I found it interesting that Frank does not take a swing at television. Considering that TV was still young yet very influential. Perhaps, beyond the numbing qualities of TV, Frank identified with its power of influence in matters relating to the Vietnam War which by 1968 (the year the film was finished) was raging and appeared nightly in the homes of viewers. Or maybe it is too obvious a subject at which to line up his sights. Regardless, its presence is never felt in the film.
There is one segment that does seem to be a small tribute to image making, cinema and in particular, the Russian filmmaker Dziga Vertov. It is a series of shots taken on the street of intersections busy with cars and some pedestrians crossing in front of the camera while the voice over of a woman says: “Forget the film – throw away the camera – just take the strip – wouldn’t it be fantastic if you didn’t have to have a piece of celluloid between you and what you saw? If the eye were its own projector instead of its own camera? I am a camera. That’s a beautiful title – I am a camera too.”
In a 1923 manifesto, Vertov wrote "I am kino-eye, I am mechanical eye, I, a machine, show you the world as only I can see it. My path leads to the creation of a fresh perception of the world I decipher in a new way a world unknown to you."
In fact, if there is precedent to the cinematic language Frank is engaging for Me and My Brother, Vertov would be that precedent from his own use of montage and nontraditional means.
“Kino eye uses every possible means in montage, comparing and linking all points of the universe in any temporal order, breaking, when necessary, all the laws and conventions of film construction.” – Dziga Vertov
Franks cinematic approach and camera work is rough. He virtually pushes and shoves the viewer into scenes and jump cuts seemingly to confound. On first viewings this film is difficult and exhausting. It challenges you to tease out its meaning while at the same time tripping you up to easy conclusions. In fact, he starts the film with a Do Not Enter sign that flashes a preliminary warning.

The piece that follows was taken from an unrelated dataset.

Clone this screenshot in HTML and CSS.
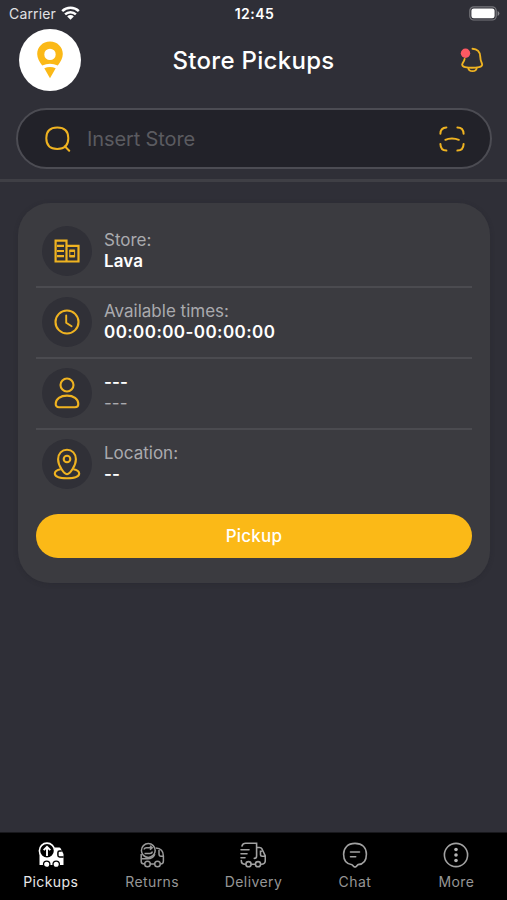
FILE: index.html
```html
<!DOCTYPE html>
<html lang="en">
<head>
<meta charset="utf-8">
<meta name="viewport" content="width=device-width, initial-scale=1">
<title>Store Pickups</title>
<link rel="stylesheet" href="styles.css">
</head>
<body>
<div class="app">
  <div class="status">
    <div class="carrier"><span>Carrier</span>
      <svg width="19" height="14" viewBox="0 0 19 14"><g fill="none" stroke="#fff" stroke-width="2.5"><path d="M1.2 5.1a12 12 0 0 1 16.6 0"/><path d="M4.1 8.3a7.8 7.8 0 0 1 10.8 0"/></g><path d="M9.5 13.8 6.2 10.4a4.7 4.7 0 0 1 6.6 0Z" fill="#fff"/></svg>
    </div>
    <time class="clock">12:45</time>
    <svg class="battery" width="31" height="15" viewBox="0 0 31 15"><rect x=".8" y=".8" width="26.4" height="13.2" rx="4" fill="none" stroke="#77777c" stroke-width="1.2"/><rect x="2.4" y="2.5" width="23.2" height="9.8" rx="2.3" fill="#fff"/><path d="M28.6 5v5q1.8-.8 1.8-2.5T28.6 5Z" fill="#85858a"/></svg>
  </div>
  <header class="header">
    <div class="logo"><svg width="28" height="40" viewBox="0 0 28 40"><path fill="#fbb917" fill-rule="evenodd" d="M14 1.500C6.700 1.500 1.200 7 1.200 14c0 4 2.300 8.200 5 11.500q7.800-3.500 15.600 0C24.500 22.200 26.800 18 26.800 14c0-7-5.500-12.500-12.800-12.500Zm0 7.200a5.700 5.700 0 1 0 0 11.400 5.700 5.700 0 0 0 0-11.400Z"/><path fill="#fbb917" d="M8.300 28.300q5.700-2.600 11.400 0L14 38.300Z"/></svg></div>
    <h1 class="title">Store Pickups</h1>
    <svg class="bell" width="24" height="26" viewBox="0 0 24 26"><g fill="none" stroke="#efb321" stroke-width="1.9" stroke-linecap="round" stroke-linejoin="round"><path d="M12.500 1.700c4.800 0 7.600 3.500 7.700 7.600.1 4.100.5 4.900 1.700 7.200 1 2.100-.7 3.200-2.800 3.600-4.800.9-9.600.9-14 0-2-.4-3.700-1.700-2.600-3.600 1.200-1.900 1.900-2.900 2.100-4.500"/><path d="M8.300 21c.5 4.200 7.900 4.200 8.400 0"/></g><circle cx="5.500" cy="6.300" r="4.700" fill="#fd5963"/></svg>
  </header>
  <div class="search">
    <svg width="26" height="26" viewBox="0 0 26 26" fill="none" stroke="#efb321" stroke-width="2" stroke-linecap="round"><path d="M12.300 1.500c7.300 0 11 3.500 11 10.700s-3.700 10.700-11 10.700-11-3.500-11-10.700 3.700-10.700 11-10.700Z"/><path d="m19.800 20.200 4.400 4.600"/></svg>
    <span class="placeholder">Insert Store</span>
    <svg width="26" height="26" viewBox="0 0 26 26" fill="none" stroke="#efb321" stroke-width="2" stroke-linecap="round"><path d="M1.400 7.800c0-4.200 2.200-6.300 6-6.400M18.400 1.400c3.900 0 6.100 2.200 6.200 6.400M1.400 18c.1 4.200 2.200 6.500 6 6.600M18.400 24.600c3.900-.1 6.100-2.400 6.200-6.600M6.400 13.800c3.500-1.900 9.500-1.900 13.400 0"/></svg>
  </div>
  <main class="content">
    <section class="card">
      <div class="row">
        <div class="disc"><svg width="26" height="26" viewBox="0 0 26 26" fill="none" stroke="#efb321" stroke-width="2.2"><path d="M1.600 2.600h10.900v20.900H1.600ZM3 7.800h7M3 13h7M3 18.200h7M12.500 7.800h12v15.700h-12"/><path d="M15.500 12.700h5.300M15.500 18.200h5.300" stroke-width="2.600"/><path d="M15.800 12v7M20.600 12v7" stroke-width="1"/></svg></div>
        <div class="text"><span class="label">Store:</span><strong class="value">Lava</strong></div>
      </div>
      <div class="row">
        <div class="disc"><svg width="26" height="26" viewBox="0 0 26 26" fill="none" stroke="#efb321" stroke-width="2.1"><circle cx="13" cy="13" r="11.500"/><path d="M12.200 6.500v7.200l5.400 3.500" stroke-width="1.900" stroke-linecap="round"/></svg></div>
        <div class="text"><span class="label">Available times:</span><strong class="value times">00:00:00-00:00:00</strong></div>
      </div>
      <div class="row">
        <div class="disc"><svg width="26" height="32" viewBox="0 0 26 32" fill="none" stroke="#efb321" stroke-width="2.1"><circle cx="13" cy="8" r="6.500"/><path d="M5 30.200c-2.200 0-3.300-1.200-3.300-3.300 0-5.200 4.800-8.300 11.300-8.300s11.300 3.100 11.300 8.300c0 2.100-1.100 3.300-3.300 3.300Z"/></svg></div>
        <div class="text"><strong class="value">---</strong><span class="label">---</span></div>
      </div>
      <div class="row">
        <div class="disc"><svg width="28" height="32" viewBox="0 0 28 32" fill="none" stroke="#efb321" stroke-width="2.1"><path d="M14 26.200c-3-.1-8.900-8.600-8.900-15C5.100 5.500 8.900 1.800 14 1.800s8.900 3.700 8.900 9.400c0 6.400-5.900 14.900-8.900 15Z"/><circle cx="14" cy="11" r="3.300"/><path d="M7.700 21.300C3.800 22 1.800 23.600 1.800 25.600c0 3 5.200 4.700 12.200 4.700s12.200-1.700 12.200-4.700c0-2-2-3.600-5.900-4.300"/></svg></div>
        <div class="text"><span class="label">Location:</span><strong class="value">--</strong></div>
      </div>
      <button class="pickup" type="button">Pickup</button>
    </section>
  </main>
  <nav class="tabs">
    <a class="tab active"><svg width="26" height="26" viewBox="0 0 26 26"><path fill="#fff" d="M1.500 9H16V5.500h5.200q1 0 1.500 1L25.500 12v11h-24Z"/><circle cx="9" cy="8.700" r="7.600" fill="#000" stroke="#fff" stroke-width="1.600"/><path d="M9 14V5M5.700 8.200 9 4.800l3.300 3.400" fill="none" stroke="#fff" stroke-width="1.900"/><path d="M23.800 9h-2.200q-1.700 0-1.700 1.700v2.500q0 1.700 1.700 1.700h4" fill="none" stroke="#000" stroke-width="1.500"/><g fill="#fff" stroke="#000" stroke-width="1.300"><circle cx="8.700" cy="22.300" r="3.200"/><circle cx="18.200" cy="22.300" r="3.200"/></g></svg><span>Pickups</span></a>
    <a class="tab"><svg width="26" height="26" viewBox="0 0 26 26" fill="none" stroke="#9a9a9a" stroke-width="1.500"><circle cx="9.300" cy="8.500" r="6.900"/><path d="M5.200 7.500q0-1.800 2.300-1.800H13M11 3.700l2.200 2L11 7.700M13.200 9.500q0 1.900-2.300 1.900H5.500"/><path d="M2.200 12v7.500q0 2.500 3.200 2.500m6.200 0h3.800m6.200 0q2.800 0 2.800-3v-5q0-7.500-7.700-8M20 8v4q0 2.300 2 2.300h2.400M3 16.800h5.800q5 0 7.100-4.500"/><circle cx="8.500" cy="22" r="2.800"/><circle cx="18.500" cy="22" r="2.800"/></svg><span>Returns</span></a>
    <a class="tab"><svg width="26" height="26" viewBox="0 0 26 26" fill="none" stroke="#a2a2a2" stroke-width="1.600" stroke-linecap="round"><path d="M2 4q.8-2.700 3.600-2.700h11V14q0 2.400-2.300 2.400M1 7.800h8M1 11.800h6M1 15.800h4M1.300 18.500q0 3.800 3.800 3.800m6.400 0h3.800m6.200 0c2.500 0 3.800-1.500 3.800-4v-4.500L22 7q-.8-1.500-2.500-1.500h-2.600M21.500 9.200h-1v3.300q0 1.700 1.700 1.700h3"/><circle cx="8.500" cy="22.200" r="2.600"/><circle cx="18" cy="22.200" r="2.600"/></svg><span>Delivery</span></a>
    <a class="tab"><svg width="26" height="26" viewBox="0 0 26 26" fill="none" stroke="#a2a2a2" stroke-width="1.600" stroke-linecap="round" stroke-linejoin="round"><path d="M13 1.400c7.200 0 11.400 4 11.400 10.900S21 22.400 16 22.600l-1.700 1.800q-1.300 1.200-2.600 0L10 22.700C4.600 22.200 1.600 18.700 1.600 12.300S5.800 1.400 13 1.400ZM8.500 10h9M8.500 14.700h5.200"/></svg><span>Chat</span></a>
    <a class="tab"><svg width="26" height="26" viewBox="0 0 26 26"><circle cx="13" cy="13" r="11.600" fill="none" stroke="#a2a2a2" stroke-width="1.600"/><g fill="#b5b5b5"><circle cx="13" cy="7.500" r="1.800"/><circle cx="13" cy="13" r="1.800"/><circle cx="13" cy="18.500" r="1.800"/></g></svg><span>More</span></a>
  </nav>
</div>
</body>
</html>
```
FILE: styles.css
```css
* { box-sizing: border-box; }
body { margin: 0; background: #2f2f37; font-family: Inter, "Liberation Sans", sans-serif; color: #fff; }
svg { display: block; flex: none; }
.app { display: flex; flex-direction: column; height: 900px; }
.status { display: grid; grid-template-columns: 1fr auto 1fr; align-items: center; height: 28px; padding: 0 7px 0 9px; font-size: 14px; }
.carrier { display: flex; align-items: center; gap: 5px; color: #e1e1e4; letter-spacing: .15px; margin-top: -1px; }
.carrier svg { margin-top: -2px; }
.clock { font-weight: 600; letter-spacing: .5px; margin-top: -1px; }
.battery { justify-self: end; margin-top: -1px; }
.header { display: grid; grid-template-columns: 62px 1fr 62px; align-items: center; height: 63px; padding: 0 19px; }
.logo { display: flex; align-items: center; justify-content: center; width: 62px; height: 62px; border-radius: 50%; background: #fff; }
.title { margin: 2px 0 0; text-align: center; font-size: 24px; line-height: 30px; font-weight: 500; letter-spacing: .3px; }
.bell { justify-self: end; margin: 1px 4px 0 0; }
.search { display: flex; align-items: center; height: 61px; margin: 17px 15px 0 16px; padding: 0 25px 0 27px; border: 2px solid #4c4c53; border-radius: 31px; background: #222229; }
.placeholder { flex: 1; margin-left: 16px; color: #5b5b60; font-size: 20px; line-height: 24px; letter-spacing: -.12px; }
.content { flex: 1; margin-top: 10px; padding: 21px 17px 0 18px; border-top: 3px solid #3f3f45; }
.card { height: 380px; padding: 14px 18px 0; border-radius: 32px; background: #3b3b40; box-shadow: 0 1px 4px #25252c66; }
.row { display: flex; align-items: center; gap: 12px; height: 71px; padding: 0 0 2px 6px; border-bottom: 2px solid #4b4b50; }
.row:nth-child(4) { border-bottom-color: transparent; }
.disc { display: flex; flex: none; align-items: center; justify-content: center; width: 50px; height: 50px; border-radius: 50%; background: #303037; }
.text { display: flex; flex-direction: column; padding-top: 1px; font-size: 17px; line-height: 21px; }
.label { color: #aaaaae; }
.value { color: #fff; font-weight: 600; letter-spacing: .1px; }
.times { letter-spacing: .42px; }
.pickup { display: block; width: 100%; height: 44px; margin-top: 13px; padding: 0; border: 0; border-radius: 22px; background: #fbb917; color: #fff; font: 500 17px/22px Inter, sans-serif; letter-spacing: .2px; }
.tabs { display: grid; grid-template-columns: repeat(5, 1fr); height: 68px; background: #000; border-top: 1px solid #18181c; }
.tab { display: flex; flex-direction: column; align-items: center; gap: 5px; padding-top: 9px; color: #969696; font-size: 14px; line-height: 17px; letter-spacing: .4px; }
.tab.active { color: #e8e8e8; }
```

This is perhaps the only way he could make a film that is about questioning the notions of image reproduction and reality. Had he followed traditional filmic ways, it would have been a pointless endeavor.
Interestingly, the avant-garde filmmaker Jonas Mekas in a 1969 review of Me and My Brother complained about Frank’s editing and the film’s final form by writing: I found Me and My Brother too clever, like trying to tell something, and play five records at the same time, and maybe stand on your head, and wiggle your toes, and do a few other things at the same time – instead of doing it plainly and to the point.
In the same article he declares: No filmmaker really shows us life as it is: all filmmakers show us their inner states.
Frank was obviously quite aware of the reaction this film might receive and pokes fun at the film and perhaps himself as during the opening titles, he shows an audience at a film screening yelling at the screen and ultimately walking out before the film even starts. Only a couple people stay seated and one man turns to the camera and states excitedly: “This is a wonderful movie. It’s great. I really like it.”
It is safe to say that I do not know enough about cinema or experience cinema on a complex enough level to challenge Jonas Mekas on his statements. But for me, in my world, I second the notion of the man in the theater that turns excitedly to the camera …
“This is a wonderful movie. It’s great. I really like it.”
Maybe you will too...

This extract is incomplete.